Esiste un forma molto subdola di schiavismo, quello che definirei “usa e getta”: ti prendo, ti pago (una miseria) e ti mollo. Non che lo schiavismo tra i secoli XIV e XVII fosse migliore, ma quello che allora consideravano un “bene”, un valore economico, lo custodivano. Oggi non è più così, e la vita ha ancora meno valore.
E dobbiamo avere il coraggio di dire che questo mercato è alimentato dalla connivenza di certi imprenditori, specialmente per i cosiddetti lavori occasionali, stagionali o che comunque non hanno una continuità, che si raccordano con queste realtà criminali internazionali.

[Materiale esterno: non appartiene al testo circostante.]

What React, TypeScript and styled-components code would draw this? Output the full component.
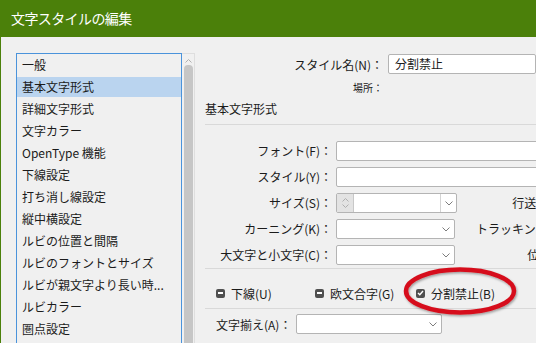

Ci sono persone che vogliono uscire dalla miseria, dalla schiavitù; ciò le mette in correlazione che gente senza scrupoli né pietà, che approfitta di questo anelito per lucrarci. Noi come Cisl denunciammo anni addietro la sparizione improvvisa a Foggia di gruppi di polacchi che erano addetti alla coltivazione di ortaggi; da un giorno all’altro decine di persone non c’erano più. Supponemmo fossero stati soppressi dai caporali perché si ribellavano alle condizioni in cui venivano fatti stare, ben lontane dagli accordi di partenza. Altri fenomeni simili furono denunciati a Caserta. Non solo picchiati e torturati, ma spesse volte uccisi. Un orrore senza fine.
Oggi è giusto porsi anche il problema del mancato controllo, tenendo però a mente che ciò deriva da un contesto che fa finta di non vedere ciò che accade sui territori. Se una realtà agricola vede impiegate persone come schiavi nel modo che sappiamo, con orari impossibili, sottopagati, ricoverati in posti di fortuna dove non è dignitoso vivere e in condizioni igieniche assolutamente precarie, e si gira dall’altra parte, fa sì che la conseguenza di questa indifferenza sia la latitanza degli stessi controllori. La vigilanza, prima ancora che di polizia, deve essere sociale.
Invece la nostra società sta mostrando aspetti preoccupanti: è distratta, autoreferente, non vuole fare più i lavori umili, pesanti. E non rispetta chi li fa.
In questa vicenda del barcone rovesciato si sentono dichiarazioni sull’aumento di motovedette, sul blocco degli schiavisti… Ma è mai possibile che la dirigenza italiana e quella europea non riescano a inquadrare il problema sotto il profilo politico, come invece dovrebbe essere?
Il continente africano nel prossimo trentennio triplicherà la propria popolazione: come si può pensare di fermare questa marea umana con delle navi militari se non si cambiano le condizioni di vita all’interno di quei Paesi? Come mai all’Europa non viene in mente che essendo questo scenario prossimo alla realtà, è adesso il momento per intervenire?
Servono politiche di media e lunga scadenza, di integrazione e cooperazione con le popolazioni africane, mettendo in campo tutto ciò di cui siamo capaci: dall’assistenza sanitaria alla cooperazione economica, dall’istruzione agli investimenti necessari a creare fraternità e intrecci economici.
L’Asia ha messo piede in Africa, con prospettive anche inquietanti, l’Unione europea invece sembra non accorgersi che quell’area sarà il fulcro del prossimo futuro; non solo perché abbiamo bisogno di quella mano d’opera, ma perché abbiamo ancor più bisogno di quella parte del mondo per il consumo.
Ecco perché rabbrividisco quando sento governanti affermare: adesso colpiremo gli schiavisti. Questa risposta immediata non risolve il problema che ha bisogno invece di una politica di orizzonte. Tutto il know how che possiamo dare in termini di progettazione, gestione, assistenza ci sarà ripagato mille volte, se solo avremo il coraggio di muoverci in quella direzione. Invece l’Africa è abbandonata ai cinesi.